§ THE TASK: Select from the data all lines with the word "styled".

..............................

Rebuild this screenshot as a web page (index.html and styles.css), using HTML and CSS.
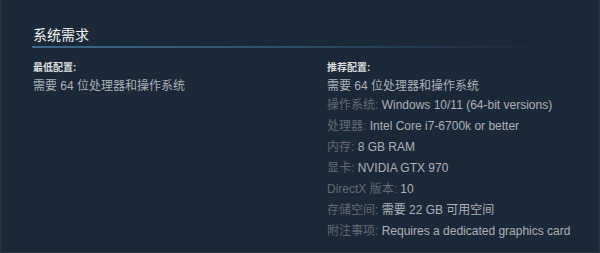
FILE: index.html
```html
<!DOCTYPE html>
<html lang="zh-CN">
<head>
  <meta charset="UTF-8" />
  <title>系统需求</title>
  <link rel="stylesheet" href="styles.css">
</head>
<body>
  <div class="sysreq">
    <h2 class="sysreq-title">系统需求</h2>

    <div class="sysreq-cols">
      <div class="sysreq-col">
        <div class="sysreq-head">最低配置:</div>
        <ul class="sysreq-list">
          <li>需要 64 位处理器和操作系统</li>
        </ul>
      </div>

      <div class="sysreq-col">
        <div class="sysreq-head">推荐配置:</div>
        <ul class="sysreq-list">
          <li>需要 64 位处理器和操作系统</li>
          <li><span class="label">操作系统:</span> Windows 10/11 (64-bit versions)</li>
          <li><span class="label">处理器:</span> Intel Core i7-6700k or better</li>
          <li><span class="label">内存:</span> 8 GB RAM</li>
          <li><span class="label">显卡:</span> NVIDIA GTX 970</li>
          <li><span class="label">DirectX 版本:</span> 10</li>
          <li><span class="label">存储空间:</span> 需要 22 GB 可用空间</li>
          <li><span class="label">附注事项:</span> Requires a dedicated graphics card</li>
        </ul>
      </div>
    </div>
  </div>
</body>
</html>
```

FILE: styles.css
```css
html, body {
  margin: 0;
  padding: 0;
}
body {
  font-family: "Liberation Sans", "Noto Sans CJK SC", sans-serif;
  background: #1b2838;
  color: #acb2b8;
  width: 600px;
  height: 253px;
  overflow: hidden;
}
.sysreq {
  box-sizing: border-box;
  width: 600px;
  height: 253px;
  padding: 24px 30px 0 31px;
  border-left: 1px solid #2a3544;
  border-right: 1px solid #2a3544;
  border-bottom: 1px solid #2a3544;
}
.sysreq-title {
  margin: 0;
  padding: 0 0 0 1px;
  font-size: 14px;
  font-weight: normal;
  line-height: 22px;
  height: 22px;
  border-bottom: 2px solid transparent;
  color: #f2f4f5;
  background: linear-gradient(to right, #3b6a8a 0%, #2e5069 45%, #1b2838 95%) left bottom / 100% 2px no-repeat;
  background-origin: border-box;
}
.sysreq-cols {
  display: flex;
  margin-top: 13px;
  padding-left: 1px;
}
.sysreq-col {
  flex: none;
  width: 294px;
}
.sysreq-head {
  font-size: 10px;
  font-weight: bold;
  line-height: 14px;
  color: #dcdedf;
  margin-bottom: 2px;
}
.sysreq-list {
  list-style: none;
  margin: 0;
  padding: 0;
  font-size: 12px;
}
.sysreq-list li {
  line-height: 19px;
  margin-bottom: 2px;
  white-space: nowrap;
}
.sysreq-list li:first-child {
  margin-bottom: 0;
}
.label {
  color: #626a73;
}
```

..............................

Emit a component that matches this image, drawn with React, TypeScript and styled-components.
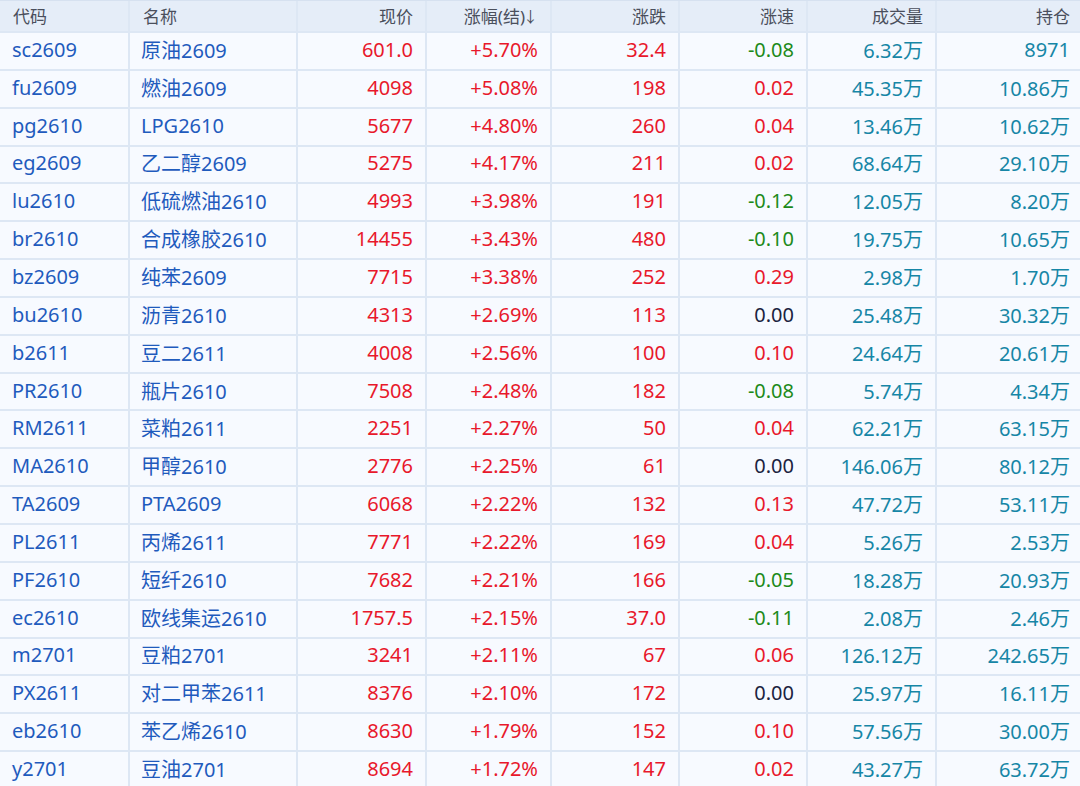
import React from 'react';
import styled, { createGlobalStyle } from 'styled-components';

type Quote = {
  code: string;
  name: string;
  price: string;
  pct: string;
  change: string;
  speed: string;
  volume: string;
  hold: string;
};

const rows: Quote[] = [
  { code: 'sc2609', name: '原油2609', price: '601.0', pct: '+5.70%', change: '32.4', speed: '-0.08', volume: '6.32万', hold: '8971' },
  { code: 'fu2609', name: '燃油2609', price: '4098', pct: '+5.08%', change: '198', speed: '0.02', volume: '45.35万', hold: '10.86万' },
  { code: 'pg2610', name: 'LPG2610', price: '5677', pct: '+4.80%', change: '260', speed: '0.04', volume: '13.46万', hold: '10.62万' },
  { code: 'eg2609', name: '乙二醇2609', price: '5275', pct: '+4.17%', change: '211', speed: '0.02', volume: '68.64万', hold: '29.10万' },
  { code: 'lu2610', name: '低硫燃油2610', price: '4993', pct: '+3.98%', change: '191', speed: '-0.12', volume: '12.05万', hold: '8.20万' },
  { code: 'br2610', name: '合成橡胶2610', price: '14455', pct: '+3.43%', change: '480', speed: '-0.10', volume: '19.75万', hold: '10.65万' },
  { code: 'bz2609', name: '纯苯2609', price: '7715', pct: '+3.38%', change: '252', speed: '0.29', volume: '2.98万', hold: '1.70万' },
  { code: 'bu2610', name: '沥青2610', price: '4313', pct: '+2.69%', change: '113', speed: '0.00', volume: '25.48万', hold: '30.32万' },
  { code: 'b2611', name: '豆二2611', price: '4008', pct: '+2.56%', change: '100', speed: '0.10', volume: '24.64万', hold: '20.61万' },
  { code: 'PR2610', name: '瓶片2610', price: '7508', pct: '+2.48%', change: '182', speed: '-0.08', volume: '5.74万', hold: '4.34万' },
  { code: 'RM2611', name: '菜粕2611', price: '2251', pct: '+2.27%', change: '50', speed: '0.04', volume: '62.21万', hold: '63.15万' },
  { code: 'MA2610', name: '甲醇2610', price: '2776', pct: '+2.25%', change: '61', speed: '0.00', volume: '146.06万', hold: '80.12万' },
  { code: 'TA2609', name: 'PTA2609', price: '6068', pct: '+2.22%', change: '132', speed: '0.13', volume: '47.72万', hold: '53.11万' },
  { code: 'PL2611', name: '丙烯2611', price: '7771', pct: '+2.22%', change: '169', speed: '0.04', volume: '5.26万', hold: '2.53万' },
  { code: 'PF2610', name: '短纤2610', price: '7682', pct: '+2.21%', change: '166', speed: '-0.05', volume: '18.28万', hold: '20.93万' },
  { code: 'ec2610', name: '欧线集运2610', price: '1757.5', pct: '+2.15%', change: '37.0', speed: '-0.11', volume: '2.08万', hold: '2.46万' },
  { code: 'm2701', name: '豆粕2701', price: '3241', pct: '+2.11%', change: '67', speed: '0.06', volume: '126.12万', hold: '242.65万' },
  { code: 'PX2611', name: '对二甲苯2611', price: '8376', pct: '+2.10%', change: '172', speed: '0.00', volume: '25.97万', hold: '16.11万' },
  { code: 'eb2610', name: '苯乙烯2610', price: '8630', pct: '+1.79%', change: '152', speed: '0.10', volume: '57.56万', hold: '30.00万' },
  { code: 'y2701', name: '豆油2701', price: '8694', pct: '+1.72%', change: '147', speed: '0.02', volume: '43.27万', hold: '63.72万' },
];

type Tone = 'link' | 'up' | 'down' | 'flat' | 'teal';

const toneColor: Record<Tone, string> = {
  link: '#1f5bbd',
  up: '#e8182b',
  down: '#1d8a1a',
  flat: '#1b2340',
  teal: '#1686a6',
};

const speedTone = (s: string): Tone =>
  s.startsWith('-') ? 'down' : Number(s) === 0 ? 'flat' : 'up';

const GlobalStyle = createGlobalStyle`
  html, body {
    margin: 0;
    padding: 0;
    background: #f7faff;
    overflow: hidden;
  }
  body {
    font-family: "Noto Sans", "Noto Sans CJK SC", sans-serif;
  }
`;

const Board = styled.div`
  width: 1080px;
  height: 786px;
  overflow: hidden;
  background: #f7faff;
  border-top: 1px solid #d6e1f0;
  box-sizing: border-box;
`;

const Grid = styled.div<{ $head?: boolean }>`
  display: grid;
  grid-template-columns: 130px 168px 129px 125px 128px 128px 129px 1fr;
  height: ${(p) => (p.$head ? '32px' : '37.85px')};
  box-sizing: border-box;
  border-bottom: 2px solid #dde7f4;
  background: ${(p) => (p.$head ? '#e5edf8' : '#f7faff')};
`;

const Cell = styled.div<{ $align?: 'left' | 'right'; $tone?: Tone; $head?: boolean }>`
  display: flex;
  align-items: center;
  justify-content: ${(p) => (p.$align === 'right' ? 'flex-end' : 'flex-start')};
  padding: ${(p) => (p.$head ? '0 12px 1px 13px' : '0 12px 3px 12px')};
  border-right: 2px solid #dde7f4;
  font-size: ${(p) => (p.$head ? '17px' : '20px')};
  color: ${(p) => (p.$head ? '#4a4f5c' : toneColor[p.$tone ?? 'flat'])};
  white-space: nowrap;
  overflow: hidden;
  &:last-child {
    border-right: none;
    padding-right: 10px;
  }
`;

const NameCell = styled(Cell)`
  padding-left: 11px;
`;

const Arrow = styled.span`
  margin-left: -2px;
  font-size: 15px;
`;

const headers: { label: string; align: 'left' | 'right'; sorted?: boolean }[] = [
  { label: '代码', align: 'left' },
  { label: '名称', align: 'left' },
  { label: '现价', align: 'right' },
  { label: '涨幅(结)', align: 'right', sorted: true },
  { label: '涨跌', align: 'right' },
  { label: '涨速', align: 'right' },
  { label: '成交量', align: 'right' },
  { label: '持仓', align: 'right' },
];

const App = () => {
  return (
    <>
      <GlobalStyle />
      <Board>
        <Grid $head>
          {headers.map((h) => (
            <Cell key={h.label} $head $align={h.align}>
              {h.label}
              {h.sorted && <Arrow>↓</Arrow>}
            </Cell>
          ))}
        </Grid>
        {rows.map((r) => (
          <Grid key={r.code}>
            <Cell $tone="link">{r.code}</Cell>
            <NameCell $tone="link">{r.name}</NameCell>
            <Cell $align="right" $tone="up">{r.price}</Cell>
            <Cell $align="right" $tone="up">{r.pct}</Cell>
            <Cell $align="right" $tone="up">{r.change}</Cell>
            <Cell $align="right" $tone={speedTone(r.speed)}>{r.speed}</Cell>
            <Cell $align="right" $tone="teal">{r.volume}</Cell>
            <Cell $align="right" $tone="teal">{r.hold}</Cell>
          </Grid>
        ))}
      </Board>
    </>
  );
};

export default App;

..............................

§ EXERCISE RESPONSE:
Emit a component that matches this image, drawn with React, TypeScript and styled-components.
import styled, { createGlobalStyle } from 'styled-components';
const Board = styled.div`
const Grid = styled.div<{ $head?: boolean }>`
const Cell = styled.div<{ $align?: 'left' | 'right'; $tone?: Tone; $head?: boolean }>`
const NameCell = styled(Cell)`
const Arrow = styled.span`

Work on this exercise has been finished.